When the first buccaneers made their appearance in the Antilles (1520), the Windward Islands were still occupied by the Caribs. Here they formed temporary settlements, which, by degrees, grew into permanent pirates' nests. In some of these islands they found large herds of cattle, the progeny of the first few heads introduced by the early Spanish colonists, who afterward abandoned them. In 1625 a party of English and French occupied the island San Cristobal. Four years later Puerto Rico, being well garrisoned at the time, the governor, Enrique Henriquez, fitted out an expedition to dislodge them, in which he succeeded only to make them take up new quarters in Antigua.
The next year the French and English buccaneers who occupied the small island of Tortuga made a descent upon the western part of la Espanola, called Haiti by the natives (mountainous land), and maintained themselves there till that part of the island was ceded to France by the treaty of Ryswyk, in 1697.
Spain equipped a fleet to clear the West Indies from pirates in 1630, and placed it under the command of Don Federico de Toledo. He was met in the neighborhood of San Cristobal by a numerous fleet of small craft, which had the advantage over the unwieldy Spanish ships in that they could maneuver with greater rapidity and precision. There are no reliable details of the result of the engagement. Abbad tells us that the Spaniards were victorious, but the buccaneers continued to occupy all the islands which they had occupied before.
In 1634 they took possession of Curagao, Aruba, and Bonaire, near the coast of Venezuela, and established themselves in 1638 in San Eustaquio, Saba, San Martin, and Santa Cruz.
In 1640 the Governor of Puerto Rico sought to expel them from the last-named island. He defeated them, killing many and taking others prisoners; but as soon as he returned to Puerto Rico the Hollanders from San Eustaquio and San Martin reoccupied Santa Cruz, and he was compelled to equip another expedition to dislodge them, in which he was completely successful. This time he left a garrison, but in the same year the French commander, Poincy, came with a strong force and compelled the garrison to capitulate. The island remained a French possession under the name of Saint Croix until it was sold to Denmark, in 1733, for $150,000. Another expedition set out from Puerto Rico in 1650, to oust the French and Hollanders from San Martin. The Spaniards destroyed a fort that had been constructed there, but as soon as they returned to this island the pirates reoccupied their nest. In 1657 an Englishman named Cook came with a sufficient force and San Martin became an English possession.

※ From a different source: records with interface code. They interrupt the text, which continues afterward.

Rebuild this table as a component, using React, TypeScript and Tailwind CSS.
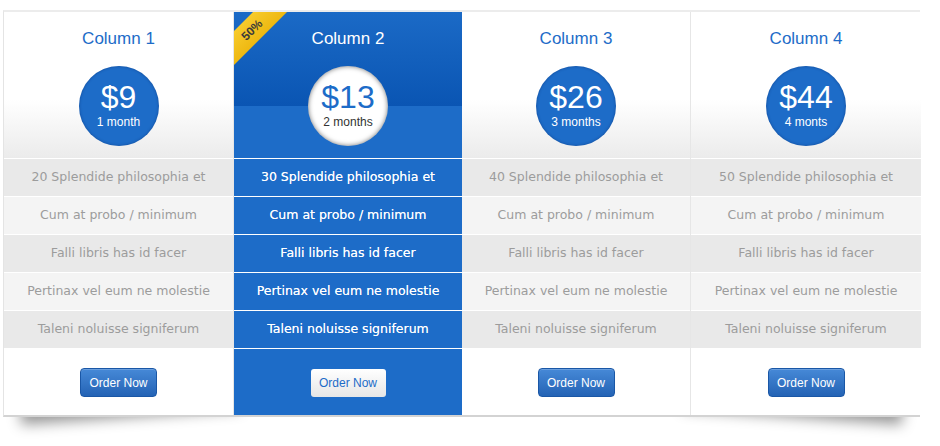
import React from 'react';

type Plan = {
  title: string;
  price: string;
  period: string;
  first: string;
  featured?: boolean;
};

const plans: Plan[] = [
  { title: 'Column 1', price: '$9', period: '1 month', first: '20 Splendide philosophia et' },
  { title: 'Column 2', price: '$13', period: '2 months', first: '30 Splendide philosophia et', featured: true },
  { title: 'Column 3', price: '$26', period: '3 months', first: '40 Splendide philosophia et' },
  { title: 'Column 4', price: '$44', period: '4 monts', first: '50 Splendide philosophia et' },
];

const features = [
  'Cum at probo / minimum',
  'Falli libris has id facer',
  'Pertinax vel eum ne molestie',
  'Taleni noluisse signiferum',
];

function Column({ plan, last }: { plan: Plan; last: boolean }) {
  const hot = !!plan.featured;
  const rows = [plan.first, ...features];

  return (
    <div className={`relative flex flex-col overflow-hidden ${hot ? 'bg-[#1d6cc8]' : 'bg-white'} ${!hot && !last ? 'border-r border-[#e6e6e6]' : ''}`}>
      {hot && (
        <div className="absolute left-[-28px] top-[6px] w-[92px] h-[24px] -rotate-45 bg-[linear-gradient(to_bottom,#f7cb2c,#eeb811)] flex items-center justify-center text-[12px] font-bold text-[#3a3a3a] z-10">
          50%
        </div>
      )}

      {/* header */}
      <div
        className={`h-[146px] flex flex-col items-center pt-[17px] ${
          hot
            ? 'bg-[linear-gradient(to_bottom,#1b6ac6_0px,#0a55b3_94px,#1d6cc8_94px,#1d6cc8_100%)]'
            : 'bg-[linear-gradient(to_bottom,#ffffff_60%,#ebebeb)]'
        }`}
      >
        <h2 className={`text-[17px] leading-[20px] ${hot ? 'text-white' : 'text-[#1d6cc8]'}`}>{plan.title}</h2>
        <div
          className={`mt-[17px] w-[80px] h-[80px] rounded-full flex flex-col items-center pt-[14px] ${
            hot
              ? 'bg-white shadow-[inset_0_0_5px_rgba(0,0,0,0.55)]'
              : 'bg-[#1d6cc8] shadow-[inset_0_0_3px_rgba(0,30,90,0.45)]'
          }`}
        >
          <span className={`text-[32px] leading-[34px] ${hot ? 'text-[#1d6cc8]' : 'text-white'}`}>{plan.price}</span>
          <span className={`text-[12px] leading-[14px] mt-[1px] ${hot ? 'text-[#333]' : 'text-white'}`}>{plan.period}</span>
        </div>
      </div>

      {/* features */}
      {rows.map((r, i) => (
        <div
          key={i}
          className={`h-[38px] border-t border-white flex items-center justify-center font-['DejaVu_Sans',sans-serif] text-[12.5px] ${
            hot
              ? 'bg-[#1d6cc8] text-white [text-shadow:0_0_0.6px_rgba(255,255,255,0.8)]'
              : i % 2 === 0
              ? 'bg-[#e9e9e9] text-[#9c9c9c]'
              : 'bg-[#f4f4f4] text-[#9c9c9c]'
          }`}
        >
          {r}
        </div>
      ))}

      {/* footer */}
      <div className={`h-[67px] border-t border-white flex items-center justify-center pt-[1px] ${hot ? 'bg-[#1d6cc8]' : 'bg-white'}`}>
        {hot ? (
          <button className="w-[75px] h-[28px] rounded-[3px] bg-[linear-gradient(to_bottom,#ffffff,#e6e6e6)] text-[12px] text-[#1d6cc8]">
            Order Now
          </button>
        ) : (
          <button className="w-[77px] h-[29px] rounded-[4px] border border-[#1a57a6] bg-[linear-gradient(to_bottom,#4689d7,#2463b5)] text-[12px] text-white shadow-[inset_0_1px_0_rgba(255,255,255,0.2)]">
            Order Now
          </button>
        )}
      </div>
    </div>
  );
}

export default function App() {
  return (
    <div className="w-[940px] h-[446px] bg-white pt-[10px] pl-[3px] font-['Liberation_Sans',Arial,sans-serif]">
      <div className="relative isolate w-[917px]">
        {/* curled-corner shadows */}
        <div className="absolute -z-10 left-[16px] bottom-[18px] w-[220px] h-[20px] -rotate-[4deg] shadow-[0_18px_14px_rgba(0,0,0,0.42)]" />
        <div className="absolute -z-10 right-[16px] bottom-[18px] w-[220px] h-[20px] rotate-[4deg] shadow-[0_18px_14px_rgba(0,0,0,0.42)]" />
        <div className="grid grid-cols-[230px_228px_229px_230px] border-t-2 border-t-[#ececec] border-b-2 border-b-[#d3d3d3] border-l border-l-[#e4e4e4] bg-white">
          {plans.map((p, i) => (
            <Column key={p.title} plan={p} last={i === plans.length - 1} />
          ))}
        </div>
      </div>
    </div>
  );
}
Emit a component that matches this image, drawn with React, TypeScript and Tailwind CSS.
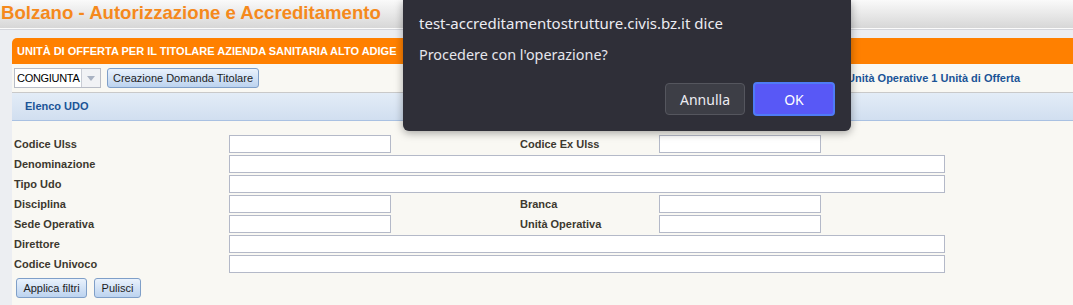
import React from "react";

const Field = ({ w = "short" }: { w?: "short" | "long" }) => (
  <div
    className={`h-[18px] bg-white border border-[#b4b9c8] ${w === "long" ? "w-[716px]" : "w-[162px]"}`}
  />
);

const Label = ({ children }: { children: React.ReactNode }) => (
  <span className="text-[11px] font-bold text-[#3d392f] leading-[20px]">{children}</span>
);

const BlueButton = ({ children, className = "" }: { children: React.ReactNode; className?: string }) => (
  <button
    className={`h-[20px] rounded-[3px] border border-[#7f9fc8] bg-gradient-to-b from-[#eaf2fc] to-[#bcd3ef] text-[11px] text-[#1d1d1d] leading-[18px] whitespace-nowrap ${className}`}
  >
    {children}
  </button>
);

export default function App() {
  return (
    <div className="relative w-[1073px] h-[305px] overflow-hidden bg-[#eceef2] font-['Liberation_Sans',Arial,sans-serif]">
      {/* Header */}
      <div className="h-[28px] bg-gradient-to-b from-[#fafafa] to-[#d7d7d7] pl-[1px]">
        <span className="text-[18.6px] font-bold text-[#f5891c] leading-[26px] whitespace-nowrap">
          Bolzano - Autorizzazione e Accreditamento
        </span>
      </div>
      <div className="h-[1px] bg-[#fbfbfb]" />
      <div className="h-[1px] bg-[#d4d6dc]" />

      <div className="pl-[12px] pt-[8px]">
        <div className="bg-[#f9f8f3] rounded-tl-[5px] overflow-hidden">
          {/* Orange title bar */}
          <div className="h-[26px] bg-[#ff8000] pl-[5px] flex items-center">
            <span className="text-[11px] font-bold text-white">
              UNITÀ DI OFFERTA PER IL TITOLARE AZIENDA SANITARIA ALTO ADIGE
            </span>
          </div>

          {/* Toolbar */}
          <div className="h-[29px] flex items-center pl-[2px] border-b border-[#c9c9c9]">
            <div className="flex h-[20px] w-[87px] border border-[#b8bcc6] bg-white">
              <span className="flex-1 whitespace-nowrap text-[11px] tracking-[-0.3px] leading-[18px] text-black pl-[2px]">
                CONGIUNTA
              </span>
              <span className="w-[19px] shrink-0 border-l border-[#c9ccd4] bg-[#f1f2f5] flex items-center justify-center">
                <svg width="8" height="5" viewBox="0 0 8 5">
                  <path d="M0 0 L8 0 L4 5 Z" fill="#a9b2c2" />
                </svg>
              </span>
            </div>
            <BlueButton className="ml-[6px] w-[152px]">Creazione Domanda Titolare</BlueButton>
            <span className="ml-auto pr-[53px] text-[11px] font-bold text-[#1b5497]">
              Unità Operative 1 Unità di Offerta
            </span>
          </div>

          {/* Elenco UDO */}
          <div className="h-[28px] bg-gradient-to-b from-[#e3ecf7] to-[#d1dff0] border-b border-[#a9c1e2] pl-[13px] flex items-center">
            <span className="text-[11px] font-bold text-[#1b5497]">Elenco UDO</span>
          </div>

          {/* Filter form */}
          <div className="pt-[13px] pl-[2px] pb-[7px]">
            <div className="grid grid-cols-[215px_162px_129px_139px_162px] auto-rows-[20px] items-center">
              <Label>Codice Ulss</Label>
              <Field />
              <span />
              <Label>Codice Ex Ulss</Label>
              <Field />

              <Label>Denominazione</Label>
              <div className="col-span-4"><Field w="long" /></div>

              <Label>Tipo Udo</Label>
              <div className="col-span-4"><Field w="long" /></div>

              <Label>Disciplina</Label>
              <Field />
              <span />
              <Label>Branca</Label>
              <Field />

              <Label>Sede Operativa</Label>
              <Field />
              <span />
              <Label>Unità Operativa</Label>
              <Field />

              <Label>Direttore</Label>
              <div className="col-span-4"><Field w="long" /></div>

              <Label>Codice Univoco</Label>
              <div className="col-span-4"><Field w="long" /></div>
            </div>
            <div className="flex gap-[7px] pl-[2px] mt-[4px]">
              <BlueButton className="w-[71px]">Applica filtri</BlueButton>
              <BlueButton className="w-[47px]">Pulisci</BlueButton>
            </div>
          </div>
        </div>
      </div>

      {/* Confirm dialog */}
      <div className="absolute left-[403px] top-0 w-[448px] h-[131px] rounded-b-[6px] bg-[#2f2f38] shadow-[0_2px_8px_rgba(0,0,0,0.35)] px-[16px] font-['Noto_Sans',sans-serif]">
        <div className="pt-[11px] text-[15px] leading-[24px] text-[#ececf2] whitespace-nowrap">
          test-accreditamentostrutture.civis.bz.it dice
        </div>
        <div className="mt-[10px] text-[14.4px] leading-[20px] text-[#e6e6ec]">Procedere con l'operazione?</div>
        <div className="flex justify-end gap-[8px] mt-[18px]">
          <button className="w-[80px] h-[32px] rounded-[4px] border border-[#55565e] bg-[#3d3e46] text-[14px] text-[#ececf2]">
            Annulla
          </button>
          <button className="w-[82px] h-[34px] -mt-[1px] rounded-[4px] border-2 border-[#4f7bf6] bg-[#5858f6] text-[14px] text-white">
            OK
          </button>
        </div>
      </div>
    </div>
  );
}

About 1665 the French Governor of Tortuga, Beltran Ogeron, planned the conquest of Puerto Rico. He appeared off the coast with 3 ships, but one of the hurricanes so frequent in these latitudes came to the island's rescue. The ships were stranded, and the surviving Frenchmen made prisoners. Among them was Ogeron himself, but his men shielded him by saying that he was drowned. On the march to the capital he and his ship's surgeon managed to escape, and, after killing the owner of a fishing-smack, returned to Tortuga, where he immediately commenced preparations for another invasion of Puerto Rico. When he came back he was so well received by the armed peasantry (jibaros) that he was forced to reembark.
From this time to 1679 several expeditions were fitted out in San Juan to drive the filibusters from one or another of the islands in the neighborhood. In 1780 a fleet was equipped with the object of definitely destroying all the pirates' nests. The greater part of the garrison, all the Puerto Ricans most distinguished for bravery, intelligence, and experience, took part in the expedition. The fleet was accompanied by the Spanish battle-ship Carlos V, which carried 50 cannon and 500 men. Of this expedition not a soul returned. It was totally destroyed by a hurricane, and the island was once more plunged in mourning, ruin, and poverty, from which it did not emerge till nearly a century later.